There are moves to see if the question of the leadership can be revisited before the expiry of a year since the last confidence vote in Theresa May. Some MPs and some members of the voluntary party with their Associations are looking at what scope there is under the rules to test support again for the Prime Minister. It is reported that sufficient Associations have demanded the matter be examined by the party Board. Many MPs are sending letters to the Chairman of the 1992 Committee demanding action.

Mrs May herself has said she would resign as leader after the Withdrawal Agreement has gone through. She said nothing about what she would do if it did not. It is looking increasingly unlikely it will go through, as Labour have many difficulties with the Political declaration and the future partnership which is an integral part of the Agreement. As a result there is doubt about her intentions. Nor has she stated a definite leaving date were the Agreement to go through. Her wish to get it through with Labour votes is also unpopular with many Conservatives.
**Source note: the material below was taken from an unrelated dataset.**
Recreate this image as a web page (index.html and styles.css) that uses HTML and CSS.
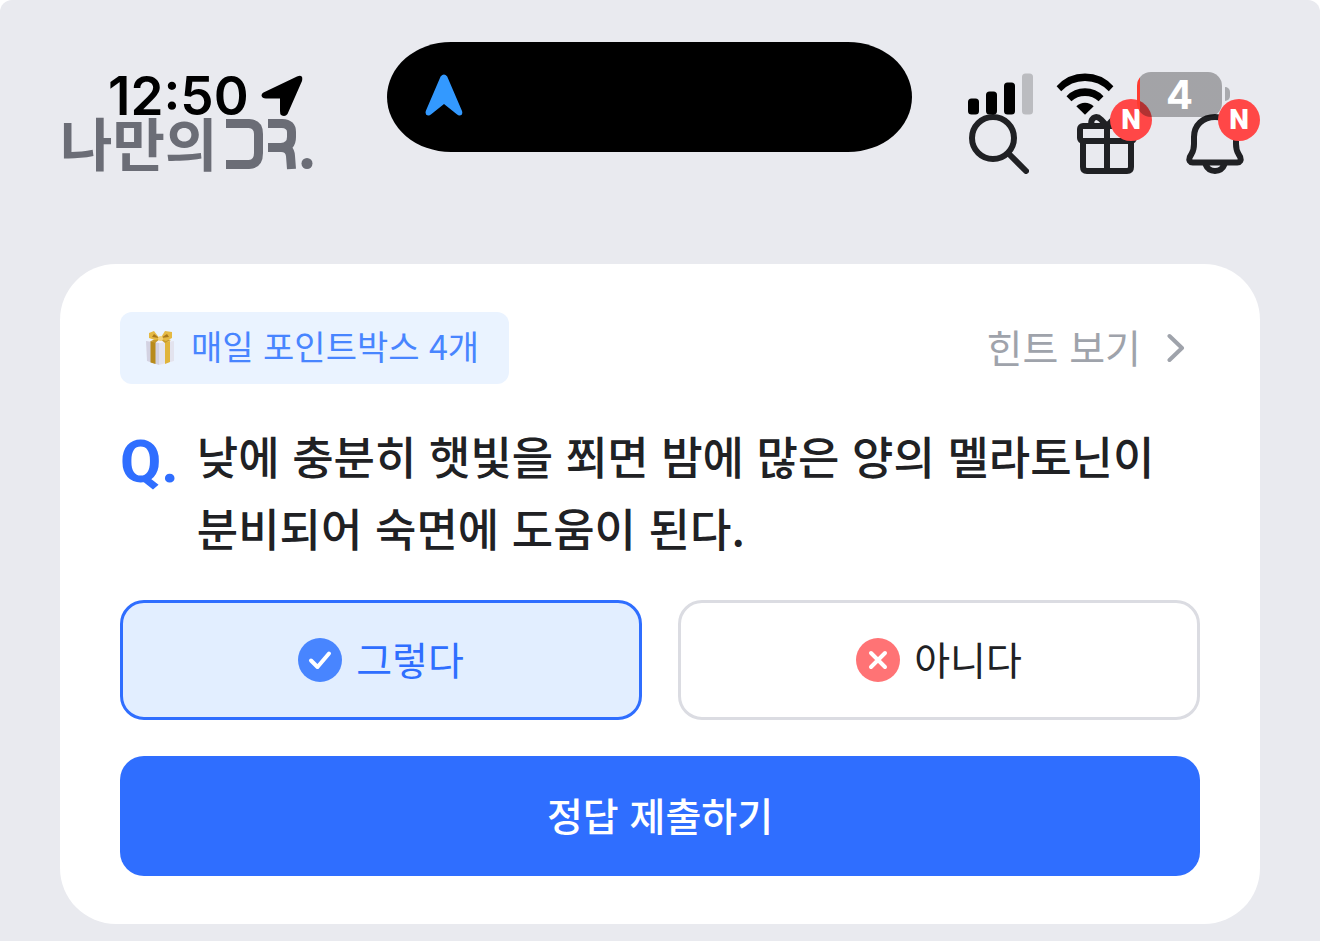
FILE: index.html
```html
<!DOCTYPE html>
<html lang="ko">
<head>
<meta charset="utf-8">
<meta name="viewport" content="width=device-width, initial-scale=1">
<title>나만의DR.</title>
<link rel="stylesheet" href="styles.css">
</head>
<body>
<div class="screen">
  <div class="status">
    <div class="status-left">
      <time class="clock">12:50</time>
      <svg width="42" height="42" viewBox="0 0 42 42" aria-hidden="true"><path d="M2.500 17.500 L36 1.500 Q42.500 -1 41 6 L26.500 39 Q24 42.500 20 40 Q19 39 19 36 V23.500 H5 Q1 23.500 .5 20.500 Q.5 18.500 2.500 17.500Z"/></svg>
    </div>
    <div class="island">
      <svg width="38" height="42" viewBox="0 0 38 42" aria-hidden="true"><path fill="#3399ff" d="M15.600 2.600 Q19-1.800 22.200 2.600 L37 37 Q38.200 41 35 41.500 Q33.500 41.700 31.500 40 L19 30 L6.500 40 Q4.500 41.700 3 41.500 Q-.2 41 .8 37Z"/></svg>
    </div>
    <div class="status-right">
      <svg width="65" height="42" viewBox="0 0 65 42" aria-hidden="true"><rect y="25.500" width="11" height="16" rx="3.500"/><rect x="18" y="18.500" width="11" height="23" rx="3.500"/><rect x="36" y="9.500" width="11" height="32" rx="3.500"/><rect x="54" y=".5" width="11" height="41" rx="3.500" fill="#bbbcc0"/></svg>
      <svg width="58" height="42" viewBox="0 0 58 42" aria-hidden="true"><path d="M.6 13.200 Q12 .5 29 .5 T57.400 13.200 L52.800 18.300 Q43 8 29 8 T5.200 18.300Z"/><path d="M10.500 23.200 Q18 15.300 29 15.300 T47.500 23.200 L42.600 28.300 Q37 23 29 23 T15.400 28.300Z"/><path d="M20.300 33.300 Q24 29.800 29 29.800 T37.700 33.300 L29 41.800Z"/></svg>
      <div class="battery"><span class="level">4</span><span class="cap"></span></div>
    </div>
  </div>

  <header class="header">
    <a class="logo" href="#" aria-label="나만의DR.">
      <span>나만의</span>
      <svg width="87" height="56" viewBox="226 115 87 56" aria-hidden="true"><g fill="none" stroke="#6b6d76" stroke-width="9"><path d="M226 123.500 H249 Q258.500 124 258.500 134 V153 Q258.500 164 249 164.500 H226"/><path d="M268 123.500 H282 Q291.500 124 291.500 132 V137 Q291.500 147 281 147.500 H268"/><path d="M276 147.500 H281 Q290 147.500 290.500 156 L291.500 169"/></g><circle cx="307" cy="163.500" r="5.500" fill="#6b6d76"/></svg>
    </a>
    <nav class="actions">
      <button class="icon-button" aria-label="검색">
        <svg width="60" height="62" viewBox="0 0 60 62" aria-hidden="true"><circle cx="24" cy="26" r="21"/><path d="M39.500 41.500 L57 59"/></svg>
      </button>
      <button class="icon-button" aria-label="선물">
        <svg width="60" height="62" viewBox="0 0 60 62" aria-hidden="true"><rect x="3" y="14" width="54" height="15" rx="3"/><path d="M6 29 V55 Q6 59 10 59 H50 Q54 59 54 55 V29 M30 14 V59 M30 14 L24 7.500 Q20 3.500 16.500 6 Q13 9 15 14 M30 14 L36 7.500 Q40 3.500 43.500 6 Q47 9 45 14"/></svg>
        <span class="new">N</span>
      </button>
      <button class="icon-button" aria-label="알림">
        <svg width="60" height="62" viewBox="0 0 60 62" aria-hidden="true"><path d="M30 5 C18 5 9 13 9 25 V32 Q9 38 6.500 42 L4.800 45 Q3 50 8 50.500 H52 Q57 50 55.200 45 L53.500 42 Q51 38 51 32 V25 C51 13 42 5 30 5Z M20 51.500 Q23 59 30 59 T40 51.500"/></svg>
        <span class="new">N</span>
      </button>
    </nav>
  </header>

  <main class="card">
    <div class="card-top">
      <span class="reward">
        <svg width="28" height="36" viewBox="0 0 28 36" aria-hidden="true"><path fill="#f3f3fb" d="M0 11 L14 9 L28 11 V31 L15 35 L1 31Z"/><path fill="#d3d2e2" d="M0 11 L13 13 V35 L1 31Z"/><path fill="#e3e3ee" d="M13 13 L28 11 V31 L13 35Z"/><path fill="#b88b1c" d="M4.500 11 L9.500 12 V34 L4.500 32.500Z"/><path fill="#e0b43a" d="M19 12 L24 11 V32 L19 34Z"/><path fill="#c89b2b" d="M5 11 L13 7 L25 10 L19 13 L14 9 L9 13Z"/><path fill="#e5b943" d="M14 9 L8 1 L3 3 L3 8 L9 10Z M14 9 L19 1 L26 2 L26 8 L20 11Z"/><path fill="#a9781b" d="M13 8 L8 4 L6 7Z M15 8 L21 4 L23 7Z"/><circle cx="14.500" cy="8.500" r="2.500" fill="#f3d27b"/></svg>
        <span class="label">매일 포인트박스 4개</span>
      </span>
      <a class="hint" href="#"><span class="label">힌트 보기</span>
        <svg width="18" height="30" viewBox="0 0 18 30" aria-hidden="true"><path d="M2.500 3 L15 15 L2.500 27" fill="none" stroke="#9fa3ab" stroke-width="4" stroke-linecap="round" stroke-linejoin="round"/></svg>
      </a>
    </div>
    <div class="question">
      <span class="q">Q.</span>
      <p class="question-text">낮에 충분히 햇빛을 쬐면 밤에 많은 양의 멜라토닌이 분비되어 숙면에 도움이 된다.</p>
    </div>
    <div class="answers">
      <button class="answer selected" aria-pressed="true">
        <svg width="44" height="44" viewBox="0 0 44 44" aria-hidden="true"><circle cx="22" cy="22" r="22" fill="#4885ff"/><path d="M13 22.500 L19.500 29 L31 15.500" fill="none" stroke="#fff" stroke-width="4" stroke-linecap="round" stroke-linejoin="round"/></svg>
        <span class="label">그렇다</span>
      </button>
      <button class="answer" aria-pressed="false">
        <svg width="44" height="44" viewBox="0 0 44 44" aria-hidden="true"><circle cx="22" cy="22" r="22" fill="#ff7375"/><path d="M15 15 L29 29 M29 15 L15 29" fill="none" stroke="#fff" stroke-width="4" stroke-linecap="round"/></svg>
        <span class="label">아니다</span>
      </button>
    </div>
    <button class="submit"><span class="label">정답 제출하기</span></button>
  </main>
</div>
</body>
</html>
```
FILE: styles.css
```css
* {
  box-sizing: border-box;
}

body {
  margin: 0;
  background: #fff;
  font-family: "Noto Sans CJK KR", sans-serif;
  color: #202124;
}

svg {
  display: block;
  flex: none;
}

a {
  color: inherit;
  text-decoration: none;
}

button {
  margin: 0;
  padding: 0;
  border: 0;
  background: none;
  color: inherit;
  font: inherit;
  cursor: pointer;
}

.screen {
  position: relative;
  min-height: 100vh;
  padding: 112px 60px 16px;
  border-radius: 12px 12px 0 0;
  background: #e9eaef;
}

/* System bar floats over the app header */
.status {
  position: absolute;
  z-index: 2;
  top: 42px;
  left: 0;
  right: 0;
  display: grid;
  grid-template-columns: 1fr 525px 1fr;
  align-items: center;
  padding-right: 21px;
  color: #000;
  pointer-events: none;
}

.status-left {
  display: flex;
  align-items: center;
  gap: 12px;
  padding: 0 0 2px 108px;
}

.clock {
  font: 600 53px/64px Inter, sans-serif;
}

.island {
  display: flex;
  align-items: center;
  height: 110px;
  padding: 0 38px 4px;
  border-radius: 64px / 55px;
  background: #000;
}

.status-right {
  display: flex;
  align-items: center;
  justify-content: flex-end;
  gap: 23px;
  padding: 0 69px 6px 0;
}

.battery {
  display: flex;
  align-items: center;
  gap: 3px;
}

.level {
  width: 85px;
  height: 45px;
  border-radius: 14px;
  background: linear-gradient(90deg, #ff3b30 3px, rgba(0, 0, 0, 0.3) 3px);
  color: #fff;
  font: 700 40px/46px Inter, sans-serif;
  text-align: center;
}

.cap {
  width: 5px;
  height: 14px;
  border-radius: 0 5px 5px 0;
  background: #a9aaae;
}

.header {
  display: flex;
  align-items: center;
  justify-content: space-between;
  height: 62px;
  padding-right: 15px;
}

.logo {
  display: flex;
  align-items: center;
  gap: 9px;
  color: #6b6d76;
  font-size: 57px;
  font-weight: 700;
  line-height: 58px;
}

.logo span {
  padding-bottom: 4px;
}

.actions {
  display: flex;
  gap: 48px;
}

.icon-button {
  position: relative;
}

.icon-button svg {
  fill: none;
  stroke: #202124;
  stroke-width: 6;
  stroke-linecap: round;
  stroke-linejoin: round;
}

.new {
  position: absolute;
  top: -13px;
  right: -15px;
  width: 42px;
  height: 42px;
  border-radius: 50%;
  background: #ff4747;
  color: #fff;
  font: 900 28px/42px Roboto, sans-serif;
  text-align: center;
}

.card {
  display: flex;
  flex-direction: column;
  gap: 36px;
  margin-top: 90px;
  padding: 48px 60px;
  border-radius: 56px;
  background: #fff;
}

.card-top {
  display: flex;
  align-items: center;
  justify-content: space-between;
}

.label {
  padding-bottom: 4px;
}

.reward {
  display: flex;
  align-items: center;
  gap: 17px;
  height: 72px;
  padding: 0 30px 0 26px;
  border-radius: 12px;
  background: #eaf3ff;
  color: #4885ff;
  font-size: 34px;
  line-height: 50px;
}

.hint {
  display: flex;
  align-items: center;
  gap: 26px;
  padding-right: 15px;
  color: #9fa3ab;
  font-size: 39px;
  line-height: 56px;
}

.question {
  display: flex;
  gap: 18px;
}

.q {
  color: #2f6eff;
  font: 700 60px/84px Roboto, sans-serif;
}

.question-text {
  flex: 1;
  margin: 0;
  font-size: 45px;
  font-weight: 500;
  line-height: 72px;
  word-break: keep-all;
}

.answers {
  display: grid;
  grid-template-columns: 1fr 1fr;
  gap: 36px;
}

.answer {
  display: flex;
  align-items: center;
  justify-content: center;
  gap: 14px;
  height: 120px;
  border: 3px solid #dbdce2;
  border-radius: 24px;
  font-size: 39px;
  line-height: 56px;
}

.answer.selected {
  border-color: #2f6eff;
  background: #e2eeff;
  color: #2f6eff;
}

.submit {
  display: flex;
  align-items: center;
  justify-content: center;
  height: 120px;
  border-radius: 24px;
  background: #2f6eff;
  color: #fff;
  font-size: 39px;
  font-weight: 500;
  line-height: 56px;
}
```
I do not favour the attempt to broker a deal for the PM to step aside in return for getting through a bad Agreement. I am urging the PM to lead us out on May 22nd, by cancelling the European elections. Under the Extension Agreement with the EU we would then automatically leave on May 22nd. We should offer further talks to secure more agreements on a range of things, led by tabling a free trade proposal, to start as soon as we leave.

If the Prime Minister did this the difficult problem of the European elections vanishes, and the Conservatives would go back up in the polls as Leave voters returned, grateful that we will be out on May 22nd. If she does not do this a very unhappy party will look for a legal means under its constitution to force a meaningful vote of confidence in the Prime Minister.